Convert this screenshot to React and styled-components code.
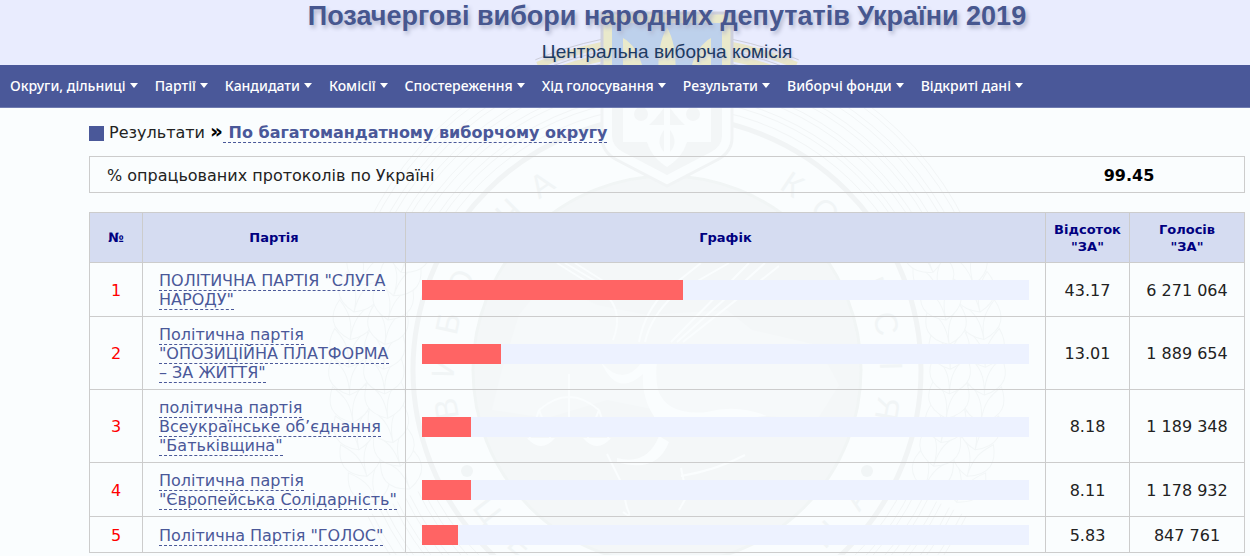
import React from 'react'
import styled, { createGlobalStyle } from 'styled-components';

const menu = [
    'Округи, дільниці', 'Партії', 'Кандидати', 'Комісії', 'Спостереження',
    'Хід голосування', 'Результати', 'Виборчі фонди', 'Відкриті дані'
];

const parties = [
    { name: 'ПОЛІТИЧНА ПАРТІЯ "СЛУГА НАРОДУ"', percent: '43.17', votes: '6 271 064', bar: 43 },
    { name: 'Політична партія "ОПОЗИЦІЙНА ПЛАТФОРМА – ЗА ЖИТТЯ"', percent: '13.01', votes: '1 889 654', bar: 13 },
    { name: 'політична партія Всеукраїнське об’єднання "Батьківщина"', percent: '8.18', votes: '1 189 348', bar: 8 },
    { name: 'Політична партія "Європейська Солідарність"', percent: '8.11', votes: '1 178 932', bar: 8 },
    { name: 'Політична Партія "ГОЛОС"', percent: '5.83', votes: '847 761', bar: 6 },
];

const rings = [264, 272, 277, 286, 291, 300, 305, 314, 319, 328, 333];
const grains = [0, 1, 2, 3, 4, 5, 6, 7, 8, 9];

// arc of the given radius, symmetric about the vertical axis
const arc = (r, angle, dir) => {
    const x = r * Math.sin(angle * Math.PI / 180);
    const y = r * Math.cos(angle * Math.PI / 180) * dir;
    return `M${-x} ${y} A${r} ${r} 0 0 ${dir < 0 ? 1 : 0} ${x} ${y}`;
};

// one ear of wheat, growing up along the side of the seal
function Wheat({ radius }) {
    return grains.map(g => (
        <g key={g} transform={`rotate(${-22 + g * 5}) translate(${-radius} 0)`}>
            <path d="M0 14 C-22 6 -24 -8 -16 -24 C-6 -14 0 -6 0 14 C22 6 24 -8 16 -24 C6 -14 0 -6 0 14" />
        </g>
    ));
}

function Shield({ frame, edge, field, trident }) {
    return (
        <g>
            <path d="M-65 -357 H65 V-232 Q65 -218 50 -210 L0 -184 L-50 -210 Q-65 -218 -65 -232 Z" fill={frame} stroke={edge} strokeWidth="3" />
            <path d="M-55 -347 H55 V-234 Q55 -224 44 -218 L0 -195 L-44 -218 Q-55 -224 -55 -234 Z" fill={field} />
            <path d="M-44 -332 C-26 -322 -20 -296 -20 -262 H-8 C-8 -300 -12 -320 0 -343 C12 -320 8 -300 8 -262 H20 C20 -296 26 -322 44 -332 V-228 H20 C16 -215 8 -208 0 -203 C-8 -208 -16 -215 -20 -228 H-44 Z" fill={trident} />
            <g fill={field}>
                <circle cx="-26" cy="-256" r="7" />
                <circle cx="26" cy="-256" r="7" />
                <path d="M-3 -240 Q-12 -228 -3 -218 Z M3 -240 Q12 -228 3 -218 Z M-3 -262 Q-12 -250 -18 -245 H-3 Z M3 -262 Q12 -250 18 -245 H3 Z" />
            </g>
        </g>
    );
}

function Letters({ word, from, step, bottom }) {
    return word.split('').map((c, i) => (
        <text key={i} transform={`rotate(${from + step * i})`} y={bottom ? 239 : -213}>{c}</text>
    ));
}

function Seal() {
    return (
        <SealSvg viewBox="-360 -360 720 720" aria-hidden="true">
            <g fill="none" stroke="#f2f5f6" strokeWidth="1">
                {rings.map(r => <path key={r} d={arc(r, 64, -1)} />)}
                {rings.map(r => <path key={-r} d={arc(r, 64, 1)} />)}
            </g>
            <circle r="254" fill="none" stroke="#f1f4f5" strokeWidth="5" />
            <g fill="#fafdfe" stroke="#f2f6f7" strokeWidth="1">
                <Wheat radius={318} />
                <Wheat radius={283} />
                <g transform="scale(-1 1)">
                    <Wheat radius={318} />
                    <Wheat radius={283} />
                </g>
            </g>
            <circle r="194" fill="#f4f7f8" stroke="#f1f5f5" strokeWidth="3" />
            <path d="M-165 0 L-148 -55 L-120 -90 L-70 -65 L-20 -55 L60 -60 L85 -40 L150 -25 L172 15 L150 50 L90 45 L40 60 L-10 40 L-60 30 L-120 48 L-175 40 Z" fill="#f6f9fa" />
            <g fill="none" stroke="#fafdfe" strokeWidth="2">
                <path d="M-110 -107 L-64 -78 M-102 -107 L-60 -82 M-92 -107 L-56 -84 M-58 -72 Q-44 -55 -54 -30" />
                <path d="M-28 -28 Q-22 -60 0 -80 L34 -107 M-22 -28 Q-16 -54 8 -76 L62 -107 M4 -28 L82 -107 M10 -28 L98 -107 M16 -28 L112 -104" />
                <path d="M-98 4 V52 M-128 40 Q-98 14 -68 40 M-128 40 L-138 70 M-128 40 L-116 70 M-68 40 L-80 70 M-68 40 L-58 70" />
                <path d="M-60 84 L-46 112 L-40 138 Q-34 150 -44 142 M14 98 L20 126 L12 140 M14 106 Q50 100 78 85" />
            </g>
            <g fill="#fafdfe">
                <path d="M-66 -8 Q-44 18 -25 -8 H-10 Q-12 6 -9 20 Q0 46 40 42 Q70 34 100 46 Q40 52 -4 58 Q-26 34 -24 4 Q-50 28 -66 -8 Z" />
                <path d="M-140 68 H-112 Q-126 84 -140 68 Z M-84 68 H-56 Q-70 84 -84 68 Z M-50 88 Q-20 96 -8 66 L2 72 Q-10 104 -50 92 Z" />
            </g>
            <g fill="#f1f5f6">
                <circle cx="-200" cy="101" r="6" />
                <circle cx="200" cy="101" r="6" />
                <Letters word="ВИБОРЧА" from={-100} step={11} />
                <Letters word="КОМІСІЯ" from={34} step={11} />
                <Letters word="ЦЕНТРАЛЬНА" from={52} step={-12} bottom />
            </g>
            <Shield frame="#fafdfe" edge="#f1f4f5" field="#f3f6f7" trident="#fafdfe" />
        </SealSvg>
    );
}

function App() {
    return (
        <Page>
            <GlobalStyle />
            <Header>
                <Crest viewBox="-150 -370 300 65" aria-hidden="true">
                    <g fill="none" stroke="#e9e6c8" strokeWidth="7">
                        <path d={arc(331, 23, -1)} />
                        <path d={arc(319, 23, -1)} />
                    </g>
                    <g fill="none" stroke="#cccdd8" strokeWidth="1">
                        <path d={arc(337, 23, -1)} />
                        <path d={arc(325, 23, -1)} />
                        <path d={arc(313, 23, -1)} />
                    </g>
                    <Shield frame="#e9e9cb" edge="#cfd1dd" field="#bdd1ec" trident="#e9e9cb" />
                </Crest>
                <Title>Позачергові вибори народних депутатів України 2019</Title>
                <Subtitle>Центральна виборча комісія</Subtitle>
            </Header>
            <Nav>
                {menu.map(m => <MenuItem key={m} type="button">{m}<Caret /></MenuItem>)}
            </Nav>
            <Main>
                <Seal />
                <Crumbs>
                    <Square />
                    <span>Результати <Arrow>»</Arrow><CrumbLink href="#okrug">&nbsp;По багатомандатному виборчому округу</CrumbLink></span>
                </Crumbs>
                <Summary>
                    <span>% опрацьованих протоколів по Україні</span>
                    <Total>99.45</Total>
                </Summary>
                <Table>
                    <colgroup>
                        <Col $w="53px" /><Col $w="263px" /><Col /><Col $w="84px" /><Col $w="115px" />
                    </colgroup>
                    <thead>
                        <tr>
                            <Th>№</Th><Th>Партія</Th><Th>Графік</Th><Th>Відсоток "ЗА"</Th><Th>Голосів<br />"ЗА"</Th>
                        </tr>
                    </thead>
                    <tbody>
                        {parties.map((p, i) => (
                            <tr key={p.name}>
                                <Td $color="#ff0000">{i + 1}</Td>
                                <NameTd><PartyLink href="#party">{p.name}</PartyLink></NameTd>
                                <Td><Track><Bar style={{ width: p.bar + '%' }} /></Track></Td>
                                <Td>{p.percent}</Td>
                                <Td>{p.votes}</Td>
                            </tr>
                        ))}
                    </tbody>
                </Table>
            </Main>
        </Page>
    )
}

export default App

const GlobalStyle = createGlobalStyle`
    body {
        margin: 0;
        background: #fafdfe;
    }
    * {
        box-sizing: border-box;
    }
`
const Page = styled.div`
    font-family: "DejaVu Sans", Verdana, sans-serif;
    font-size: 16px;
    color: #222222;
`
const Header = styled.header`
    position: relative;
    z-index: 0;
    height: 65px;
    padding: 0 5px 0 89px;
    background: #e9ecfe;
    text-align: center;
    font-family: "Liberation Sans", Arial, sans-serif;
`
const Crest = styled.svg`
    position: absolute;
    z-index: -1;
    top: 0;
    left: calc(50% + 42px);
    width: 300px;
    height: 65px;
    margin-left: -150px;
`
const Title = styled.h1`
    margin: 0;
    font-size: 27px;
    line-height: 32px;
    color: #47578f;
    text-shadow: 2px 3px 4px #b0b4cc;
`
const Subtitle = styled.div`
    margin-top: 8px;
    font-size: 19px;
    line-height: 24px;
    color: #1c3a63;
    text-shadow: 1px 2px 3px #c4c8dc;
`
const Nav = styled.nav`
    height: 43px;
    display: flex;
    align-items: center;
    gap: 17px;
    padding: 0 10px 2px;
    background: #4a5899;
    border-bottom: 1px solid #6f7bb0;
`
const MenuItem = styled.button`
    display: flex;
    align-items: center;
    gap: 4px;
    padding: 0;
    border: 0;
    background: none;
    color: #ffffff;
    font: 500 14px "Noto Sans", sans-serif;
    white-space: nowrap;
`
const Caret = styled.span`
    border: 4px solid transparent;
    border-top: 5px solid #ffffff;
    border-bottom: 0;
`
const Main = styled.main`
    position: relative;
    padding: 15px 5px 2px 89px;
    overflow: hidden;
`
const SealSvg = styled.svg`
    position: absolute;
    z-index: -1;
    top: -98px;
    left: calc(50% + 42px);
    width: 720px;
    margin-left: -360px;
    font: 32px "Liberation Sans", Arial, sans-serif;
    text-anchor: middle;
`
const Crumbs = styled.div`
    display: flex;
    align-items: center;
    height: 20px;
    line-height: 20px;
    white-space: pre;
`
const Square = styled.span`
    width: 15px;
    height: 15px;
    margin-right: 5px;
    background: #4a5899;
`
const Arrow = styled.b`
    font-size: 20px;
    line-height: 16px;
    color: #000000;
`
const CrumbLink = styled.a`
    color: #4a5899;
    font-weight: bold;
    text-decoration: none;
    border-bottom: 1px dashed #4a5899;
`
const Summary = styled.div`
    display: flex;
    align-items: center;
    justify-content: space-between;
    height: 37px;
    margin: 13px 0 19px;
    padding: 2px 17px 0;
    border: 1px solid #cccccc;
`
const Total = styled.b`
    width: 196px;
    text-align: center;
    color: #000000;
`
const Table = styled.table`
    width: 100%;
    table-layout: fixed;
    border-collapse: collapse;
`
const Col = styled.col`
    width: ${props => props.$w || 'auto'};
`
const Th = styled.th`
    height: 50px;
    padding: 0 8px;
    background: #d5dcf1;
    border: 1px solid #cccccc;
    border-bottom: 0;
    color: #000080;
    font-size: 13px;
    line-height: 17px;
`
const Td = styled.td`
    padding: 8px 16px 7px;
    border: 1px solid #cccccc;
    color: ${props => props.$color || '#222222'};
    text-align: center;
    line-height: 19px;
    white-space: nowrap;
`
const NameTd = styled(Td)`
    padding-right: 4px;
    text-align: left;
    white-space: normal;
`
const PartyLink = styled.a`
    color: #4a5899;
    text-decoration: none;
    border-bottom: 1px dashed #4a5899;
`
const Track = styled.div`
    height: 20px;
    background: #edf2ff;
`
const Bar = styled.div`
    height: 100%;
    background: #ff6464;
`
——————————
◆ GOAL ◆
List each line holding the string "components".

◆ RESPONSE TO THE TASK ◆
Convert this screenshot to React and styled-components code.
import styled, { createGlobalStyle } from 'styled-components';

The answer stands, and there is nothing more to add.